Pages as source code:
Begin

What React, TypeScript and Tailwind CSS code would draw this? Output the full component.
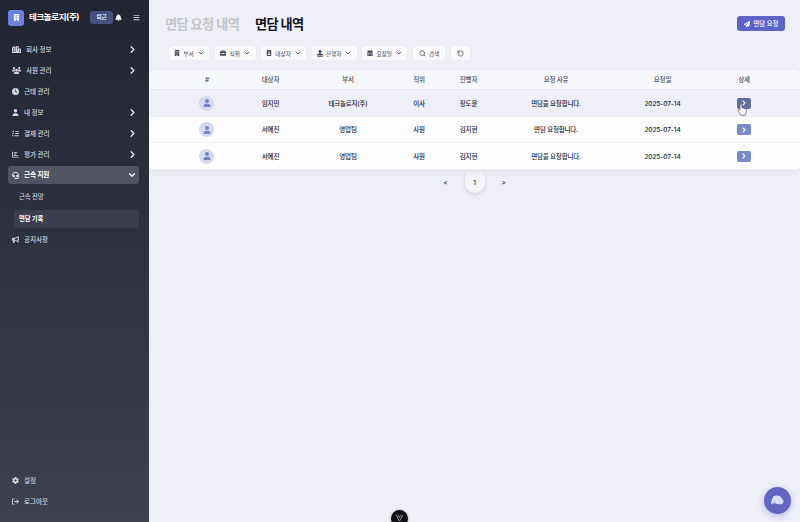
import type { ReactNode } from 'react';
import {
  FaBriefcase, FaBuilding, FaBullhorn, FaCalendarDays, FaChartBar, FaCity, FaClock,
  FaGear, FaHeadset, FaListCheck, FaPaperPlane, FaUser, FaUsers,
  FaArrowRightFromBracket, FaBell, FaBars, FaIdBadge,
} from 'react-icons/fa6';
import { ChevronDown, ChevronRight, RotateCcw, Search } from 'lucide-react';

type Item = { icon: ReactNode; label: string; arrow?: boolean; wide?: boolean };

const menu: Item[] = [
  { icon: <FaCity size={9} />, label: '회사 정보', arrow: true, wide: true },
  { icon: <FaUsers size={9} />, label: '사원 관리', arrow: true, wide: true },
  { icon: <FaClock size={7} />, label: '근태 관리' },
  { icon: <FaUser size={7} />, label: '내 정보', arrow: true },
  { icon: <FaListCheck size={7} />, label: '결재 관리', arrow: true },
  { icon: <FaChartBar size={7} />, label: '평가 관리', arrow: true },
];

function MenuRow({ icon, label, arrow, wide }: Item) {
  return (
    <div className="flex h-[21.1px] items-center pr-[11px] pl-[12px] text-[#d3d5de]">
      <span className={wide ? 'flex w-[14px] shrink-0' : 'flex w-[12px] shrink-0'}>{icon}</span>
      <span className="flex-1 pt-[1.5px]">{label}</span>
      {arrow && <ChevronRight size={11} strokeWidth={2.6} className="text-[#f0f0f5]" />}
    </div>
  );
}

function HostIcon() {
  return (
    <svg width="6" height="7" viewBox="0 0 6 7" fill="currentColor">
      <circle cx="3" cy="1.5" r="1.4" />
      <path d="M2.4 2.5H3.6V3.8H5Q6 4 6 5.2H0Q0 4 1 3.8H2.4ZM.3 5.8H5.7V6.7H.3Z" />
    </svg>
  );
}

const filters: Item[] = [
  { icon: <FaBuilding size={6} />, label: '부서' },
  { icon: <FaBriefcase size={6} />, label: '직위' },
  { icon: <FaIdBadge size={6} />, label: '대상자' },
  { icon: <HostIcon />, label: '진행자' },
  { icon: <FaCalendarDays size={6} />, label: '요청일' },
];
const filterWidths = ['w-[40px]', 'w-[41px]', 'w-[44.5px]', 'w-[45px]', 'w-[45px]'];

const rows = [
  ['임지민', '테크놀로지(주)', '이사', '장도윤', '면담을 요청합니다.', '2025-07-14'],
  ['서예진', '영업팀', '사원', '김지현', '면담 요청합니다.', '2025-07-14'],
  ['서예진', '영업팀', '사원', '김지현', '면담을 요청합니다.', '2025-07-14'],
];
const columns = 'grid grid-cols-[62px_65px_90px_52px_47px_128px_85px_78px] items-center justify-items-center pl-[27px]';

function Sidebar() {
  return (
    <aside className="relative z-20 flex h-full w-[149px] shrink-0 flex-col bg-linear-to-b from-[#222532] to-[#3d4150] text-[6.6px] font-medium tracking-[-0.1px]">
      <div className="flex h-[34px] shrink-0 items-center pt-px pl-2">
        <span className="flex size-4 shrink-0 items-center justify-center rounded-[3px] bg-linear-to-br from-[#6685e3] to-[#747bdc] text-white"><FaBuilding size={7} /></span>
        <span className="ml-[5px] w-[61px] whitespace-nowrap text-[8.5px] font-bold tracking-[-0.4px] text-white">테크놀로지(주)</span>
        <span className="flex h-[13px] w-[23px] shrink-0 items-center justify-center rounded-[3px] bg-[#475080] pt-px text-[5.6px] text-white">퇴근</span>
        <FaBell size={7} className="ml-[2px] shrink-0 text-white" />
        <FaBars size={7} className="ml-[11px] shrink-0 text-[#d0d1d7]" />
      </div>
      <nav className="pt-[4.5px]">
        {menu.map((item) => <MenuRow key={item.label} {...item} />)}
        <div className="mr-[10px] ml-2 mt-px flex h-[18px] items-center rounded-[3px] bg-[#515461] pr-[2px] pl-[4px] text-white">
          <span className="w-[12px]"><FaHeadset size={7} /></span>
          <span className="flex-1 pt-px font-bold">근속 지원</span>
          <ChevronDown size={10} strokeWidth={2.8} />
        </div>
        <div className="flex h-[26px] items-center pl-[19px] text-[6.3px] text-[#cfd1da]">근속 전망</div>
        <div className="mr-[10px] ml-[14px] flex h-[18px] items-center rounded-[3px] bg-[#3b3e4d] pt-px pl-[5px] text-[6.3px] font-bold text-white">면담 기록</div>
        <div className="pt-px"><MenuRow icon={<FaBullhorn size={7} />} label="공지사항" /></div>
      </nav>
      <div className="mt-auto pb-[10px]">
        <MenuRow icon={<FaGear size={7} />} label="설정" />
        <MenuRow icon={<FaArrowRightFromBracket size={7} />} label="로그아웃" />
      </div>
    </aside>
  );
}

export default function App() {
  return (
    <div className="relative flex h-[522px] w-[800px] overflow-hidden bg-[#efeff8] font-[Inter,'Noto_Sans_CJK_KR',sans-serif] leading-none text-[#20232f]">
      <Sidebar />
      <main className="flex min-w-0 flex-1 flex-col">
        <header className="flex h-[46px] shrink-0 items-center pt-px pr-[15px] pl-[16px] text-[13.2px] font-bold tracking-[-0.6px]">
          <span className="w-[90px] pt-[2px] whitespace-nowrap text-[#c5c5c9]">면담 요청 내역</span>
          <span className="pt-[2px] whitespace-nowrap text-[#10121d]">면담 내역</span>
          <button className="ml-auto flex h-[15px] w-[48px] items-center justify-center gap-[4px] rounded-[3px] bg-[#5c65c7] text-[6.3px] font-medium tracking-normal whitespace-nowrap text-white">
            <FaPaperPlane size={6} /><span className="pt-px">면담 요청</span>
          </button>
        </header>
        <div className="flex h-[23.5px] shrink-0 gap-[5.7px] pt-[0.3px] pl-[20px] text-[5.7px] text-[#41444e]">
          {filters.map((f, i) => (
            <div key={f.label} className={`${filterWidths[i]} flex h-[14px] shrink-0 items-center justify-center gap-[3px] rounded-[3px] bg-[#fbfbfe] whitespace-nowrap shadow-[0_0_1px_#d9dae4]`}>
              {f.icon}<span className="pt-px">{f.label}</span><ChevronDown size={8} strokeWidth={2.6} className="-mr-px" />
            </div>
          ))}
          <div className="flex h-[14px] w-[32px] shrink-0 items-center justify-center gap-[3px] rounded-[3px] bg-[#fbfbfe] shadow-[0_0_1px_#d9dae4]"><Search size={7} strokeWidth={2.5} /><span className="pt-px">검색</span></div>
          <div className="flex h-[14px] w-[19px] shrink-0 items-center justify-center rounded-[3px] bg-[#fbfbfe] shadow-[0_0_1px_#d9dae4]"><RotateCcw size={7} strokeWidth={2.5} /></div>
        </div>
        <section className="relative z-10 h-[100.5px] shrink-0 overflow-hidden rounded-[5px] bg-[#fdfdfe] text-[6.5px] font-medium tracking-[-0.2px] whitespace-nowrap shadow-[0_2px_6px_#dddeea]">
          <div className={`${columns} h-[20.5px] border-b border-[#e8e8ef] bg-[#f7f8fc] text-[#454854]`}>
            {['#', '대상자', '부서', '직위', '진행자', '요청 사유', '요청일', '상세'].map((t) => <span key={t} className="pt-px">{t}</span>)}
          </div>
          {rows.map((row, i) => (
            <div key={i} className={`${columns} h-[26.6px] border-b border-[#f0f0f5] pt-px ${i === 0 ? 'bg-[#efeff7]' : 'bg-[#fdfdfe]'}`}>
              <span className="-ml-px flex size-[15px] items-center justify-center rounded-full bg-[#d5d9ee] text-[#7185ca]"><FaUser size={8} /></span>
              {row.map((text, j) => <span key={j} className={j === 5 ? 'pt-px tracking-[-0.08px]' : 'pt-px'}>{text}</span>)}
              <span className={`flex h-[11px] w-[14px] items-center justify-center rounded-[2px] text-white ${i === 0 ? 'bg-[#606b9f]' : 'bg-[#788bc8]'}`}><ChevronRight size={8} strokeWidth={3.4} /></span>
            </div>
          ))}
        </section>
        <div className="flex h-[27px] items-center justify-center gap-[17px] text-[6.5px] font-medium">
          <span>&lt;</span>
          <span className="-mt-[6px] flex h-[25px] w-[20px] items-center justify-center rounded-[10px] bg-[#f5f5fa] pt-[6px] shadow-[0_2px_4px_#cfd0dc]">1</span>
          <span>&gt;</span>
        </div>
      </main>
      <svg className="absolute top-[103px] left-[737px] z-20" width="10" height="13" viewBox="0 0 10 13">
        <path d="M3 7V2.2Q3 1 4 1T5 2.2V5Q6.4 4.4 6.8 5.5Q8 5 8.4 6.2Q9.5 6.1 9.4 7.5L8.8 10.8L7.9 12.3H3.8L2.3 10L1 8.1Q.7 6.8 1.8 6.9Z" fill="#f7f7fa" stroke="#555866" strokeWidth=".7" />
      </svg>
      <div className="absolute top-[487px] left-[764px] flex size-[27px] items-center justify-center rounded-full bg-[#6167c3] shadow-[0_2px_7px_#b5b7e1]">
        <svg width="15" height="11" viewBox="0 0 15 11">
          <path d="M3.6 1Q7 0 10 1L13.6 5.7Q13.8 8.8 11.7 9.3L7 9Q4.8 8 3 8.3L1.8 9.5Q.6 9 1.3 7.3L2 4.6Z" fill="#d9dcf7" />
          <path d="M4.5 8.3L5.3 6.6M10 9.2L10.8 10" fill="none" stroke="#8b90d8" strokeWidth=".8" />
        </svg>
      </div>
      <div className="absolute top-[510px] left-[391px] flex size-[17px] justify-center rounded-full bg-[#101114] pt-[4px] shadow-[0_0_3px_#a7a8af]">
        <svg width="9" height="9" viewBox="0 0 9 9"><path d="M1 1L4.5 7L8 1M3 1L4.5 3.6L6 1" fill="none" stroke="#96979d" /></svg>
      </div>
    </div>
  );
}
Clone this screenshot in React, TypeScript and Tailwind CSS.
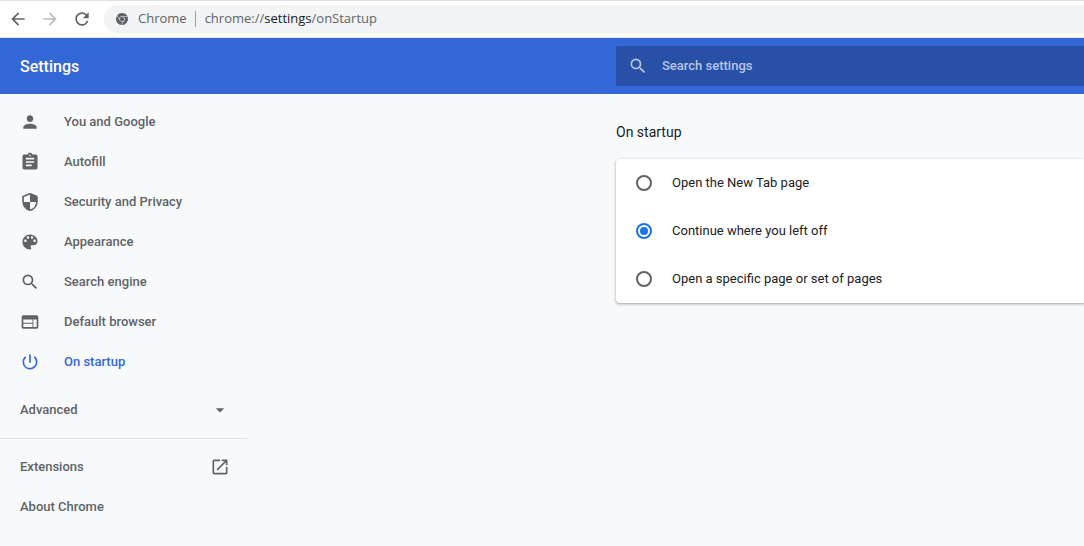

End

YOUR INSTRUCTIONS.
Please quote exactly the run of lines that starts the entries and ends at the line containing "ReactNode; label: string;", leaving out every picture.

ANSWER IN FULL.
What React, TypeScript and Tailwind CSS code would draw this? Output the full component.
import type { ReactNode } from 'react';
import {
  FaBriefcase, FaBuilding, FaBullhorn, FaCalendarDays, FaChartBar, FaCity, FaClock,
  FaGear, FaHeadset, FaListCheck, FaPaperPlane, FaUser, FaUsers,
  FaArrowRightFromBracket, FaBell, FaBars, FaIdBadge,
} from 'react-icons/fa6';
import { ChevronDown, ChevronRight, RotateCcw, Search } from 'lucide-react';

type Item = { icon: ReactNode; label: string; arrow?: boolean; wide?: boolean };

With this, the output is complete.